Eğitim-iş, ders kitabı sırasında yararlanılacak olan kaynaklarla ilgili öneri listesine de tepki gösterdi. Birçok tartışmalı yazar ve eserin kaynakça olarak önerildiğine dikkat çeken Eğitim-iş açıklamasında konuya yönelik şu ifadelere yer verildi:
“DAVUTOĞLU VAR ATATÜRK YOK”
Ders kitabı yazımı sırasında yararlanılacak olan kaynaklarla ilgili öneri listesi sunulmuştur. Listenin ilk dikkat çeken noktası bugün başbakanlık yapan Ahmet Davutoğlu’nun da listede bir makalesinin bulunmasıdır.
Türkiye’nin dış politikasının içinde bulunduğu buhran ve buhranda büyük sorumluluğu olan Ahmet Davutoğlu düşünüldüğünde böylesi bir kaynakça önerisinin ne anlama geldiği anlaşılabilmiş değildir. Kaldı ki makale incelendiğinde görülecektir ki, tarih programı için uygunluğu ciddi bir tartışma konusu oluşturmaktadır.
Bunun yanında birçok tartışmalı yazar ve eser kaynakça olarak önerilirken, örneğin Niyazi Berkes, Mustafa Akdağ, Sina Akşin, Tarık Zafer Tunaya, Yahya Akyüz, Emre Kongar, İlber Ortaylı, Sinan Meydan gibi akademisyenlerin eserlerine kaynak olarak başvurulması tavsiye edilmemiştir.

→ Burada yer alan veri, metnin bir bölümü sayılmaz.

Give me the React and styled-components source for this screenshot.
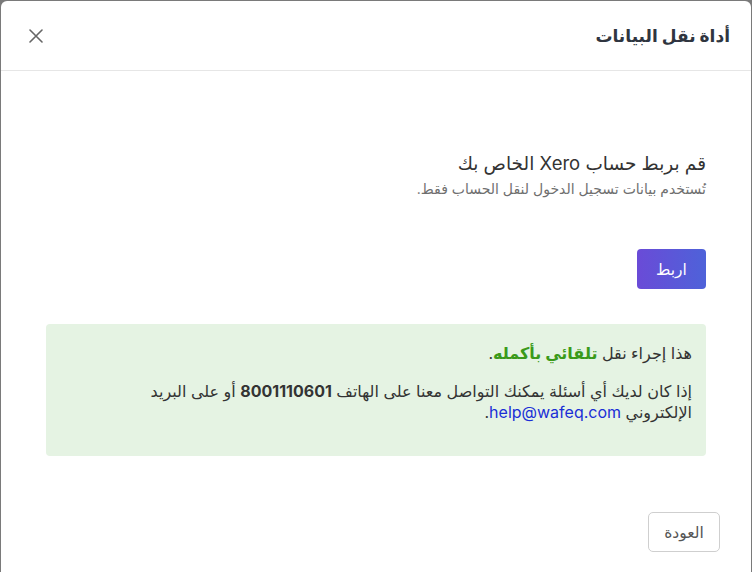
import React from 'react';
import styled, { createGlobalStyle } from 'styled-components';

const GlobalStyle = createGlobalStyle`
  html, body {
    margin: 0;
    padding: 0;
    background: #7a7a7a;
    font-family: Inter, "DejaVu Sans", sans-serif;
  }
`;

const Modal = styled.div`
  direction: rtl;
  margin: 1px 1px 0 1px;
  min-height: 571px;
  background: #fff;
  border-radius: 6px 6px 0 0;
  display: flex;
  flex-direction: column;
`;

const Header = styled.div`
  height: 69px;
  display: flex;
  align-items: center;
  justify-content: space-between;
  padding: 0 21px 0 26px;
  border-bottom: 1px solid #e6e6e6;
`;

const Title = styled.h1`
  margin: 0;
  font-size: 17px;
  font-weight: 700;
  color: #2f3540;
`;

const CloseButton = styled.button`
  border: none;
  background: none;
  padding: 0;
  width: 18px;
  height: 18px;
  display: flex;
  align-items: center;
  justify-content: center;
  cursor: pointer;
`;

const Body = styled.div`
  flex: 1;
  padding: 79px 45px 0 45px;
`;

const Heading = styled.h2`
  margin: 0;
  font-size: 18.5px;
  font-weight: 400;
  color: #333;
  line-height: 26px;
`;

const SubText = styled.p`
  margin: 2px 0 0;
  font-size: 14px;
  color: #6f6f6f;
  line-height: 22px;
`;

const PrimaryButton = styled.button`
  margin-top: 49px;
  width: 69px;
  height: 40px;
  border: none;
  border-radius: 4px;
  background: linear-gradient(to left, #4e62d9, #6a4bd7);
  color: #fff;
  font-family: inherit;
  font-size: 15.5px;
  cursor: pointer;
`;

const InfoBox = styled.div`
  margin-top: 35px;
  background: #e5f3e3;
  border-radius: 4px;
  padding: 19px 14px 33px 40px;
  font-size: 16px;
  color: #333;
  line-height: 21px;
`;

const Para = styled.p`
  margin: 0;
  & + & {
    margin-top: 17px;
  }
`;

const Green = styled.strong`
  color: #3a9a1a;
  font-weight: 700;
`;

const Phone = styled.strong`
  font-weight: 700;
  color: #333;
`;

const Mail = styled.a`
  color: #1a2fd6;
  text-decoration: none;
`;

const Footer = styled.div`
  display: flex;
  padding: 0 31px 20px;
`;

const SecondaryButton = styled.button`
  width: 72px;
  height: 40px;
  background: #fff;
  border: 1px solid #cfcfcf;
  border-radius: 5px;
  color: #555;
  font-family: inherit;
  font-size: 15.5px;
  cursor: pointer;
`;

export default function App() {
  return (
    <>
      <GlobalStyle />
      <Modal>
        <Header>
          <Title>أداة نقل البيانات</Title>
          <CloseButton aria-label="close">
            <svg width="14" height="14" viewBox="0 0 14 14">
              <path d="M1 1L13 13M13 1L1 13" stroke="#666" strokeWidth="1.6" strokeLinecap="round" />
            </svg>
          </CloseButton>
        </Header>
        <Body>
          <Heading>قم بربط حساب Xero الخاص بك</Heading>
          <SubText>تُستخدم بيانات تسجيل الدخول لنقل الحساب فقط.</SubText>
          <PrimaryButton>اربط</PrimaryButton>
          <InfoBox>
            <Para>
              هذا إجراء نقل <Green>تلقائي بأكمله</Green>.
            </Para>
            <Para>
              إذا كان لديك أي أسئلة يمكنك التواصل معنا على الهاتف <Phone>8001110601</Phone> أو على البريد
              الإلكتروني <Mail href="#">help@wafeq.com</Mail>.
            </Para>
          </InfoBox>
        </Body>
        <Footer>
          <SecondaryButton>العودة</SecondaryButton>
        </Footer>
      </Modal>
    </>
  );
}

“PROGRAMIN HİÇ BİR YERİNDE ATATÜRK’ÜN İSMİ GEÇMİYOR”
Eğitim-iş açıklamasında taslak öğretim programında Türkçe kullanılmamaya özel bir önem gösterildiğini ve özellikle de “kadim” sözcüğüne takıntı düzeyinde yer verildiği vurgulanarak “Programda kullanılan dil kadar kullanılmayan dil de çok dikkat çekicidir” denildi.
80 sayfalık taslak programın hiç bir yerinde ‘Mustafa Kemal Atatürk’ün isminin geçmediğine, ima dahi edilmediğine dikkat çekilen açıklamada “Oysa kurtuluşuna önderlik ettiği Anadolu 49, Türkiye 118 kez geçmektedir. Buna karşılık tam 235 kez ‘Osmanlı’, 213 kez ‘İlim’ ve 82 kez ‘Din’, 57 kez de Kadim sözcüğü kullanılmıştır.” ifadelerine yer verildi.
Eğitim-iş, İslam felsefesi mantığıyla hazırlanan taslak metinden vazgeçilerek, eğitim sendikaları, üniversiteler ve öğretmenlerin katılımı ile yeni bir komisyon oluşturulması gerektiğinin altını çizerek şunları söyledi:
“Dayatmacı, tektipçi, baskıcı, evrensel değerlere yabancı, insanlığın bilgi birikimine uzak bir yaklaşım terk edilmeli, Türkiye’nin tarihiyle, hedeflediği çağdaş kültürel anlayış ile barışık, Osmanlıcılık ideolojisinden arındırılmış ve Cumhuriyet devrimlerinin kazanımlarını koruyacak bir öğretim programı hazırlanmalıdır. Atatürk’ün de dediği gibi “Tarih yazmak, tarih yapmak kadar mühimdir. Yazan yapana sadık kalmazsa değişmeyen hakikat, insanlığı şaşırtacak bir mahiyet alır”(Sözcü).